Pemusatan Penyiaran Batasi Kebebasan Berpendapat

Pemohon akan memperbaiki permohonan dalam waktu 14 hari.

Oleh:
ASh
Bacaan 2 Menit
MK gelar sidang perdana pengujian Pasal 18 ayat (1) dan Pasal 34 ayat (4) UU No 32 Tahun 2002 tentang Penyiaran. Foto: SGP
MK gelar sidang perdana pengujian Pasal 18 ayat (1) dan Pasal 34 ayat (4) UU No 32 Tahun 2002 tentang Penyiaran.
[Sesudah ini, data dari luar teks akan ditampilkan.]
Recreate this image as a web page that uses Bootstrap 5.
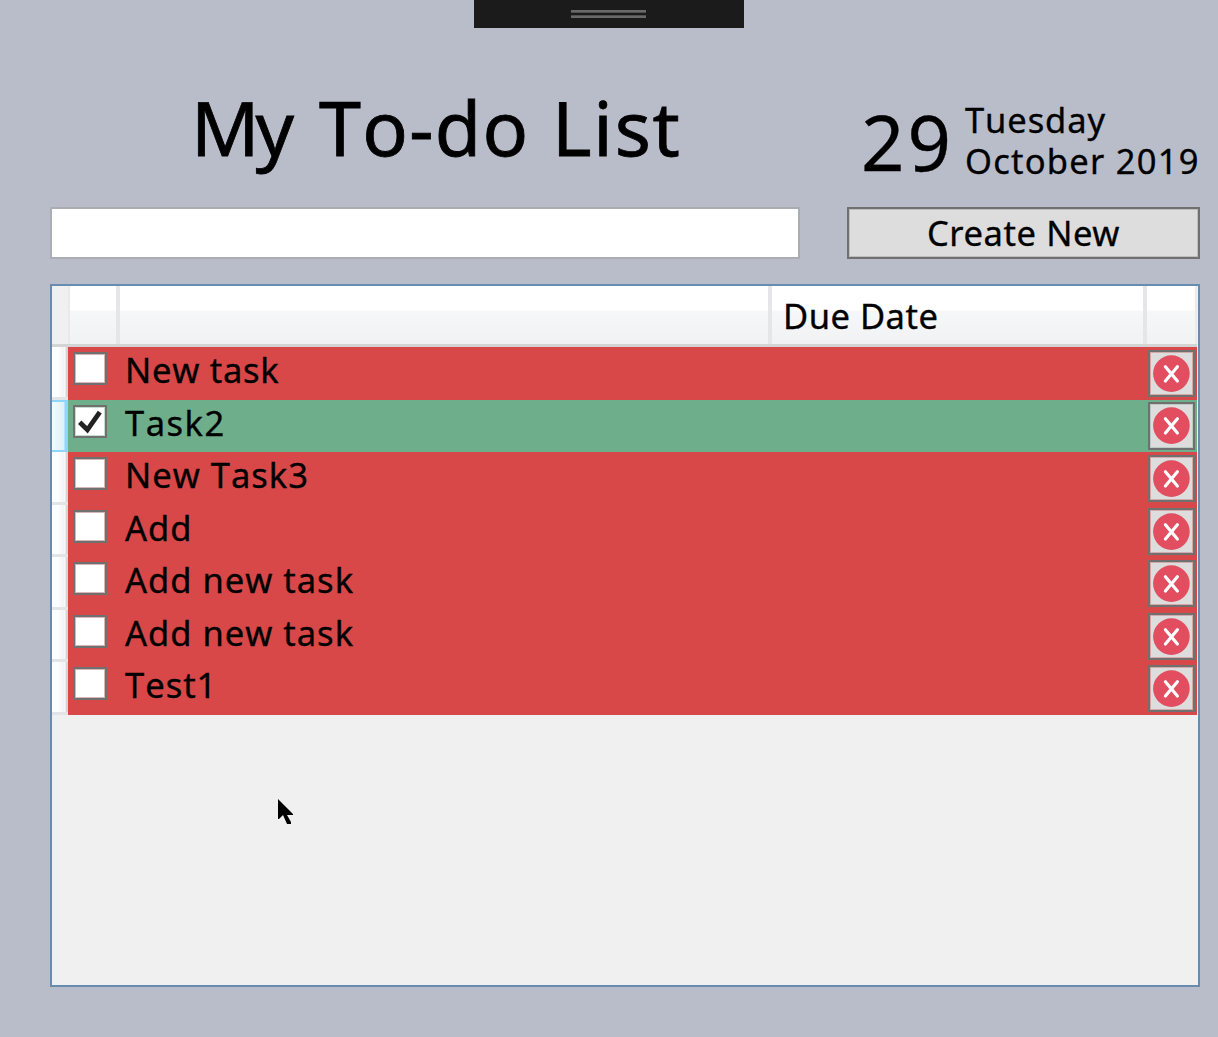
<!DOCTYPE html>
<html lang="en">
<head>
<meta charset="utf-8">
<meta name="viewport" content="width=device-width, initial-scale=1">
<title>My To-do List</title>
<link href="https://cdn.jsdelivr.net/npm/bootstrap@5.3.0/dist/css/bootstrap.min.css" rel="stylesheet">
<style>
body{background:#b9bdc9;color:#000;font-family:"Noto Sans","Open Sans",sans-serif;font-size:34.5px;line-height:41px;letter-spacing:1px;font-kerning:none;-webkit-text-stroke:.35px #000;height:1037px;overflow:hidden}
.grip-bar{width:270px;height:28px;background:#1b1b1b;padding-top:10px;margin-left:474px}
.grip-bar i{display:block;width:75px;height:3px;background:#696969;margin:0 0 2px 97px;border-bottom:1px solid #505050}
.grip-bar i+i{border-bottom:0;border-top:1px solid #505050}
.head-row{height:179px;padding-left:50px}
.main-title{font-size:75.5px;line-height:90px;font-weight:400;padding:54px 0 0 141px;width:811px;white-space:nowrap;-webkit-text-stroke-width:.8px}
.main-title .w-my{width:128px;letter-spacing:-4px}
.main-title .w-todo{width:233px;letter-spacing:1.3px}
.main-title .w-list{letter-spacing:1.8px}
.day-num{font-size:76px;line-height:90px;width:104px;padding-top:69px;letter-spacing:3px}
.day-text{padding-top:71px;white-space:nowrap}
.t-day{letter-spacing:.9px}
.t-mon{letter-spacing:1.25px}
.entry-row{padding-left:50px;gap:47px;height:77px}
.task-input{width:750px;height:52px;border:2px solid #abadb3;border-radius:0;padding:0 8px;background:#fff}
.create-btn{width:353px;height:52px;border:2px solid #707070;border-radius:0;background:#ddd;color:#000;font-size:34.5px;line-height:46px;padding:0;letter-spacing:.6px;box-shadow:inset 0 0 0 1px #bdbdbd}
.task-grid{width:1150px;height:703px;margin-left:50px;border:2px solid #688caf;background:#f0f0f0;padding-right:1px}
.grid-head{height:61px;background:linear-gradient(#fff 0 24px,#f6f7f9 25px,#f0f2f4 58px);border-bottom:3px solid #d4d4d5}
.grid-head>div{border-right:4px solid #e6e6e8}
.grid-head>div:first-child{width:18px;background:#f0f0f0;border-right:2px solid #e9e9eb}
.h-check{width:50px}.h-name{width:652px}.h-due{width:375px;padding:9px 0 0 11px;white-space:nowrap;letter-spacing:.5px}
.grid-head>.h-end{flex:1;border-right:2px solid #ebebed}
.task-row{height:53px}
.task-row:nth-child(even){height:52px}
.row-tab{width:16px;background:linear-gradient(90deg,#fff 0 5px,#f1f2f4 12px,#fff 13px,#d5d5d5 14px);border-bottom:3px solid #e3e4e5}
.row-tab.is-current{background:linear-gradient(90deg,#f4fbfd,#ddf1f6 12px,#8fd4fa 13px);border:solid #8fd4fa;border-width:2px 0}
.row-body{background:#d84848;padding:0 2px 0 5px}
.row-body.is-done{background:#6eae8b}
.tick-box{width:34px;height:33px;margin-top:5px;border:2px solid #707070;border-radius:0;background:#fff;box-shadow:inset 0 0 0 1px #d9b5b5}
.is-done .tick-box{box-shadow:inset 0 0 0 1px #c5dccf}
.task-name{padding:2px 0 0 18px;white-space:nowrap}
.is-done .task-name{letter-spacing:1.5px}
.task-row:first-child .task-name{letter-spacing:.75px}
.del-btn{width:47px;height:47px;margin-top:3px;border:2px solid #707070;border-radius:0;background:#ddd;padding:0;box-shadow:inset 0 0 0 1px #d3a9a9}
.is-done .del-btn{height:48px;margin-top:2px;box-shadow:inset 0 0 0 1px #bcccc3}
.del-btn svg{display:block;margin:auto}
.pointer{position:absolute;left:278px;top:799px}
</style>
</head>
<body>
<div class="grip-bar"><i></i><i></i></div>
<header class="head-row d-flex">
  <h1 class="main-title mb-0 d-flex"><span class="w-my">My </span><span class="w-todo">To-do </span><span class="w-list">List</span></h1>
  <div class="day-num">29</div>
  <div class="day-text"><div class="t-day">Tuesday</div><div class="t-mon">October 2019</div></div>
</header>
<div class="entry-row d-flex">
  <input class="task-input form-control flex-shrink-0" type="text" aria-label="Task">
  <button class="create-btn btn flex-shrink-0" type="button">Create New</button>
</div>
<main class="task-grid">
  <div class="grid-head d-flex"><div></div><div class="h-check"></div><div class="h-name"></div><div class="h-due">Due Date</div><div class="h-end"></div></div>
  <div id="rows"></div>
</main>
<svg class="pointer" width="16" height="27" viewBox="0 0 16 27"><path d="M0 0v20h1l4-4 4 9h4v-2l-4-7h6v-1z"/></svg>
<script>
const tasks=[["New task"],["Task2",true],["New Task3"],["Add"],["Add new task"],["Add new task"],["Test1"]];
const cross='<svg width="38" height="38" viewBox="0 0 38 38"><circle cx="18.4" cy="18.6" r="18.3" fill="#e24d5f"/><path d="M12.4 11.8L24.4 26M24.4 11.8L12.4 26" stroke="#fff" stroke-width="3.2" stroke-linecap="round"/></svg>';
const check='<svg class="d-block" width="30" height="29" viewBox="0 0 30 29"><path d="M4.7 15.2L12.4 22.8L24.8 5.2" fill="none" stroke="#212121" stroke-width="4.8"/></svg>';
document.getElementById('rows').innerHTML=tasks.map(([n,d])=>`<div class="task-row d-flex"><div class="row-tab flex-shrink-0${d?' is-current':''}"></div><div class="row-body d-flex flex-grow-1${d?' is-done':''}"><div class="tick-box flex-shrink-0" role="checkbox" aria-checked="${!!d}">${d?check:''}</div><div class="task-name flex-grow-1">${n}</div><button class="del-btn btn flex-shrink-0" type="button" aria-label="Delete">${cross}</button></div></div>`).join('');
</script>
<script src="https://cdn.jsdelivr.net/npm/bootstrap@5.3.0/dist/js/bootstrap.bundle.min.js"></script>
</body>
</html>
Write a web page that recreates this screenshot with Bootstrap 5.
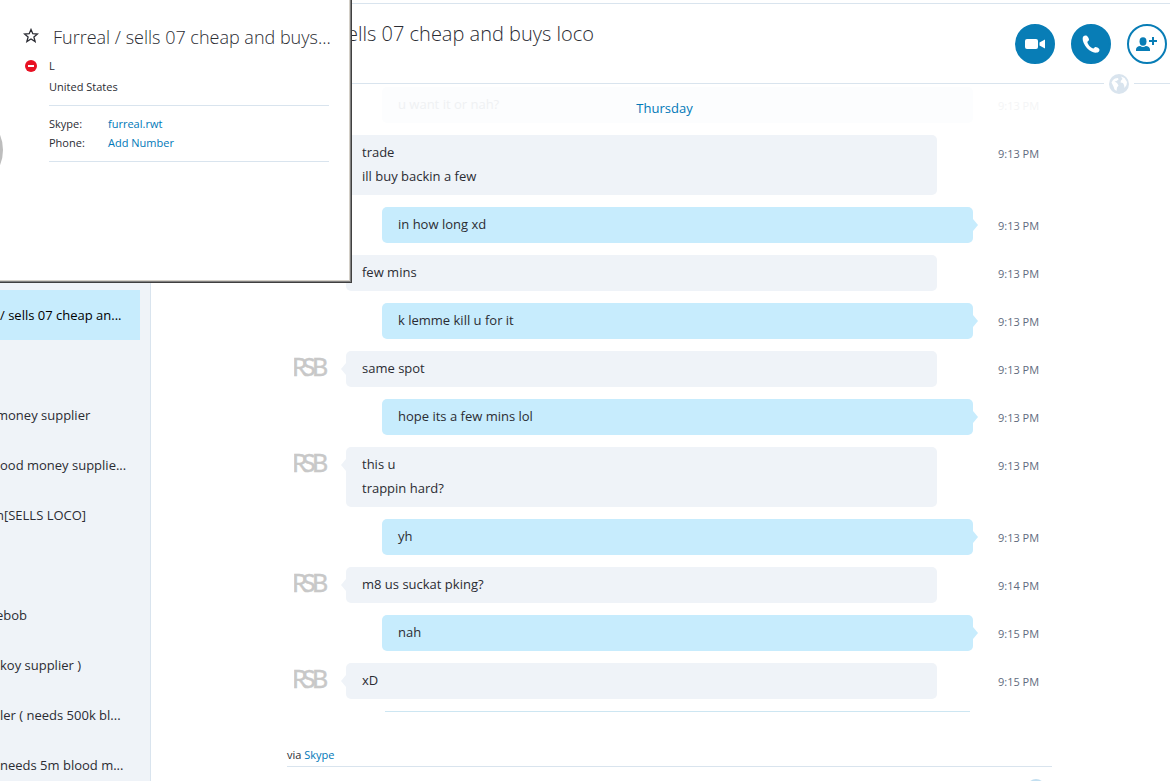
<!DOCTYPE html>
<html lang="en">
<head>
<meta charset="utf-8">
<meta name="viewport" content="width=device-width, initial-scale=1">
<title>Skype conversation</title>
<link rel="stylesheet" href="https://cdn.jsdelivr.net/npm/bootstrap@5.3.0/dist/css/bootstrap.min.css">
<style>
  :root { --sky: #c7ecfd; --mist: #eff3f8; --rule: #d9e4ee; --blue: #0078b8; --ink: #2b2c33; }
  body { font-family: "Open Sans", "Noto Sans", sans-serif; font-size: 13px; line-height: 24px; color: var(--ink); background: #fff; }
  a { color: var(--blue); text-decoration: none; }
  .light-title { font-weight: 300; line-height: 28px; white-space: nowrap; }
  .chat-head .light-title { font-size: 20px; }
  .card-pop .light-title { font-size: 18px; }
  .contacts { width: 151px; padding-top: 290px; background: var(--mist); border-right: 1px solid var(--rule); }
  .contacts a { display: block; height: 50px; line-height: 50px; margin-right: 10px; color: var(--ink); white-space: nowrap; }
  .contacts a.current { background: var(--sky); color: #000; }
  .contacts a.clipped { text-indent: -4px; }
  .chat-head { margin-top: 3px; height: 81px; border-top: 1px solid var(--rule); border-bottom: 1px solid var(--rule); padding: 16px 3px 0 196px; }
  .round-btn { width: 40px; height: 40px; margin-top: 4px; border-radius: 50%; border: 2px solid #087db6; background: #087db6; color: #fff; padding: 0; }
  .round-btn.hollow { background: #fff; color: #087db6; }
  .globe { right: 36px; top: 74px; width: 30px; height: 20px; background: #fff; }
  .thread { gap: 12px; padding: 3px 118px 0 136px; }
  .face { width: 59px; padding: 5px 0 0 7px; }
  .bubble { position: relative; padding: 5px 16px 7px; border-radius: 5px; }
  .bubble.theirs { background: var(--mist); margin-right: 36px; }
  .bubble.mine { background: var(--sky); margin-left: 36px; }
  .bubble::after { content: ""; position: absolute; top: 12px; width: 5px; height: 12px; background: inherit; }
  .bubble.theirs::after { right: 100%; clip-path: polygon(100% 0, 0 50%, 100% 100%); }
  .bubble.mine::after { left: 100%; clip-path: polygon(0 0, 100% 50%, 0 100%); }
  .stamp { width: 79px; padding: 7px 0 0 25px; font-size: 11px; color: #5f6b7e; white-space: nowrap; }
  .faded .bubble { background: #fcfdfe; color: #eff1f3; }
  .faded .bubble::after { display: none; }
  .faded .stamp { color: #f4f5f6; }
  .day { padding: 12px 0 0 8px; color: var(--blue); }
  .next-edge { height: 1px; margin: 0 82px 0 98px; background: #cde6f2; }
  .via { margin: 32px 118px 0 136px; font-size: 11px; line-height: 22px; border-bottom: 1px solid var(--rule); }
  .smiley { margin: 12px 7px 0 0; width: 18px; height: 18px; border-radius: 50%; background: #c3dff0; }
  .foot { padding-right: 118px; }
  .card-pop { width: 352px; height: 283px; padding: 23px 23px 0 49px; font-size: 11px; background: #fff; overflow: hidden;
    box-shadow: inset -1px -1px #404040, inset -2px -2px #808080, inset -3px -3px #d4d0c8; }
  .card-pop .fact { line-height: 19px; }
  .card-pop .fact dt { width: 59px; font-weight: 400; }
  .star { left: 23px; top: 28px; }
  .busy { left: 25px; top: 60px; }
  .photo { left: -75px; top: 111px; width: 78px; height: 78px; border-radius: 50%; border: 4px solid #bdbdbd; }
  .about { margin-top: 4px; line-height: 21px; }
  .facts { border: solid var(--rule); border-width: 1px 0; padding: 8px 0 9px; margin-top: 8px; }
</style>
</head>
<body>
<svg class="d-none" aria-hidden="true">
  <symbol id="rsb" viewBox="0 0 34 22">
    <g font-family="Lato, sans-serif" font-size="25" fill="#c8c8c8" stroke="#c8c8c8" stroke-width=".4"><text x="-2" y="20">R</text><text x="8" y="20">S</text><text x="18" y="20">B</text></g>
  </symbol>
</svg>
<div class="d-flex vh-100 overflow-hidden position-relative">
  <nav class="contacts flex-shrink-0 overflow-hidden" aria-label="Contacts">
    <a href="#" class="current">/ sells 07 cheap an...</a>
    <a href="#" aria-label="Contact"></a>
    <a href="#" class="clipped">money supplier</a>
    <a href="#">ood money supplie...</a>
    <a href="#" class="clipped">n[SELLS LOCO]</a>
    <a href="#" aria-label="Contact"></a>
    <a href="#" class="clipped">ebob</a>
    <a href="#">koy supplier )</a>
    <a href="#">ler ( needs 500k bl...</a>
    <a href="#">needs 5m blood m...</a>
  </nav>
  <main class="flex-grow-1 position-relative">
    <header class="chat-head d-flex justify-content-between align-items-start">
      <h1 class="light-title mb-0">ells 07 cheap and buys loco</h1>
      <div class="d-flex gap-3">
        <button class="round-btn" aria-label="Video call"><svg class="d-block mx-auto" width="20" height="12" viewBox="0 0 20 12" fill="currentColor"><rect x="0" y="1" width="13" height="10" rx="2"/><path d="M14.500 4.500 20 1.500v9L14.500 7.500z"/></svg></button>
        <button class="round-btn" aria-label="Call"><svg class="d-block mx-auto" width="18" height="18" viewBox="0 0 18 18" fill="currentColor"><path d="M1.500 1.200C.3 2.500.4 5 1.700 8c1.700 4 4.500 7 8.300 8.800 3 1.400 5.600 1.300 7-.2.6-.7.600-2.300 0-2.900-.9-.9-2.400-1.700-3.600-1.600-1 .1-1.300 1.500-2.300 1.300C8.500 12.800 5.800 9.500 5.400 7.200 5.300 6.200 7 5.900 7 4.800 7 3.500 6 1.800 5 .9 4.200.3 2.200.4 1.500 1.200z"/></svg></button>
        <button class="round-btn hollow" aria-label="Add people"><svg class="d-block mx-auto" width="22" height="16" viewBox="0 0 22 16" fill="currentColor"><ellipse cx="7" cy="5.500" rx="3.500" ry="4.200"/><path d="M0 15v-1.500C0 11 2 10.300 4.200 10c1.800 1.200 3.800 1.200 5.600 0 2.200.3 4.200 1 4.200 3.500V15zM16 1h2v3h3v2h-3v3h-2V6h-3V4h3z"/></svg></button>
      </div>
    </header>
    <div class="globe position-absolute d-flex justify-content-center"><svg width="20" height="20" viewBox="0 0 20 20"><circle cx="10" cy="10" r="10" fill="#d9e4ee"/><path fill="#fff" d="M2.500 8.500 4 6l2-1.500L9 4l.5 1.500L7.500 7l-2 .5L8 9l1.500 2.500-1.500 2L7.500 17 5.500 15.500 4.500 12.500zM12 2.500l3.500 1.500 2.500 4-.5 3-2 3-.500-3-1-2-2.500-.500.500-2 1.500-1.500z"/></svg></div>
    <div class="thread d-flex flex-column position-relative">
      <div class="day position-absolute start-0 end-0 top-0 z-1 text-center">Thursday</div>
      <div class="d-flex faded"><div class="face"></div><div class="flex-grow-1"><div class="bubble mine">u want it or nah?</div></div><time class="stamp">9:13 PM</time></div>
      <div class="d-flex"><div class="face"></div><div class="flex-grow-1"><div class="bubble theirs">trade<br>ill buy backin a few</div></div><time class="stamp">9:13 PM</time></div>
      <div class="d-flex"><div class="face"></div><div class="flex-grow-1"><div class="bubble mine">in how long xd</div></div><time class="stamp">9:13 PM</time></div>
      <div class="d-flex"><div class="face"></div><div class="flex-grow-1"><div class="bubble theirs">few mins</div></div><time class="stamp">9:13 PM</time></div>
      <div class="d-flex"><div class="face"></div><div class="flex-grow-1"><div class="bubble mine">k lemme kill u for it</div></div><time class="stamp">9:13 PM</time></div>
      <div class="d-flex"><div class="face"><svg class="d-block" width="34" height="22"><use href="#rsb"/></svg></div><div class="flex-grow-1"><div class="bubble theirs">same spot</div></div><time class="stamp">9:13 PM</time></div>
      <div class="d-flex"><div class="face"></div><div class="flex-grow-1"><div class="bubble mine">hope its a few mins lol</div></div><time class="stamp">9:13 PM</time></div>
      <div class="d-flex"><div class="face"><svg class="d-block" width="34" height="22"><use href="#rsb"/></svg></div><div class="flex-grow-1"><div class="bubble theirs">this u<br>trappin hard?</div></div><time class="stamp">9:13 PM</time></div>
      <div class="d-flex"><div class="face"></div><div class="flex-grow-1"><div class="bubble mine">yh</div></div><time class="stamp">9:13 PM</time></div>
      <div class="d-flex"><div class="face"><svg class="d-block" width="34" height="22"><use href="#rsb"/></svg></div><div class="flex-grow-1"><div class="bubble theirs">m8 us suckat pking?</div></div><time class="stamp">9:14 PM</time></div>
      <div class="d-flex"><div class="face"></div><div class="flex-grow-1"><div class="bubble mine">nah</div></div><time class="stamp">9:15 PM</time></div>
      <div class="d-flex"><div class="face"><svg class="d-block" width="34" height="22"><use href="#rsb"/></svg></div><div class="flex-grow-1"><div class="bubble theirs">xD</div></div><time class="stamp">9:15 PM</time></div>
      <div class="next-edge"></div>
    </div>
    <div class="via">via <a href="#">Skype</a></div>
    <div class="foot d-flex justify-content-end"><div class="smiley"></div></div>
  </main>
  <aside class="card-pop position-absolute top-0 start-0 z-2" aria-label="Contact details">
    <div class="photo position-absolute"></div>
    <svg class="star position-absolute" width="16" height="15" viewBox="0 0 16 15" fill="none" stroke="#2b2c33" stroke-width="1.300"><path d="m8 1.500 1.800 4.200 4.700.3-3.600 3 1.200 4.500L8 11l-4.100 2.500 1.200-4.500-3.600-3 4.700-.3z"/></svg>
    <svg class="busy position-absolute" width="12" height="12" viewBox="0 0 12 12"><circle cx="6" cy="6" r="6" fill="#e81123"/><path d="M3 5h6v2H3z" fill="#fff"/></svg>
    <h2 class="light-title mb-0 ps-1">Furreal / sells 07 cheap and buys...</h2>
    <div class="about"><div>L</div><div>United States</div></div>
    <dl class="facts mb-0">
      <div class="fact d-flex"><dt>Skype:</dt><dd class="mb-0"><a href="#">furreal.rwt</a></dd></div>
      <div class="fact d-flex"><dt>Phone:</dt><dd class="mb-0"><a href="#">Add Number</a></dd></div>
    </dl>
  </aside>
</div>
<script src="https://cdn.jsdelivr.net/npm/bootstrap@5.3.0/dist/js/bootstrap.bundle.min.js"></script>
</body>
</html>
Foto: SGP

Mahkamah Konstitusi (MK) menggelar sidang perdana permohonan pengujian Pasal 18 ayat (1) dan Pasal 34 ayat (4) UU No 32 Tahun 2002 tentang Penyiaran yang dimohonkan Koalisi Independen untuk Demokratisasi Penyiaran (KIDP).

 

KIDP beranggotakan Aliansi Jurnalis Independen (AJI) Indonesia, AJI Jakarta, Aliansi Wartawan Radio Indonesia (ALWARI), Lembaga Bantuan Hukum (LBH) Pers, Lembaga Studi Pers dan Pembangunan (LSPP), Media Link, Remotivi, Jaringan Radio Komunitas Indonesia (JRKI), Pemantau Regulasi Regulator Media (PR2Media), Masyarakat Cipta Media (MCM), Yayasan 28, Yayasan Ladang Media, dam Yayasan TIFA.

 

Kuasa hukum pemohon Hendrayana mengklaim bahwa para pemohon yang selama ini beraktivitas untuk memastikan jaminan perlindungan negara terhadap hak berkomunikasi, memperoleh, dan menyampaikan informasi, telah dirugikan atas penafsiran sepihak terhadap Pasal 18 ayat (1) dan Pasal 34 ayat (4) UU Penyiaran itu. 

 

“Akibat penafsiran yang salah terhadap pasal itu, potensi kerugian konstitusional yang dialami pemohon adalah terancamnya kemerdekaan berpendapat, kemerdekaan pers, berekspresi karena adanya pemusatan kepemilikan lembaga penyiaran, yang menciptakan dominasi dan opini publik yang tidak sehat yang diterima masyarakat,” kata Hendrayana dalam persidangan yang dipimpin oleh Harjono di ruang sidang MK, Selasa (15/11). 

 

Pasal 18 ayat (1) menyatakan pemusatan kepemilikan dan penguasaan Lembaga Penyiaran Swasta oleh satu orang atau satu badan hukum baik di satu wilayah siaran maupun di beberapa wilayah siaran, dibatasi. Sementara, Pasal 34 ayat (4) menyebutkan izin penyelenggaraan penyiaran dilarang dipindahtangankan kepada pihak lain.   

 

Ia mengatakan sebuah badan hukum atau perseorangan dapat menguasai atau membeli lebih dari satu lembaga penyiaran berikut isi penyelenggaraan penyiarannya. Undang-undang mengatur jika jangka waktu perizinannya habis atau Izin Penyelenggaraan Penyiaran (IPP) itu dicabut oleh negara, maka lembaga penyiaran sepatutnya lebih dulu mengembalikan hak itu kepada negara.    

 

“Pengembalian frekuensi kepada negara ini bertujuan untuk mencegah adanya monopoli dalam dunia penyiaran karena akan mengakibatkan monopoli arus informasi oleh sebuah perusahaan lembaga  penyiaran sebagaimana  putusan MK No 005/PUU-I/2003,” kata Hendrayana.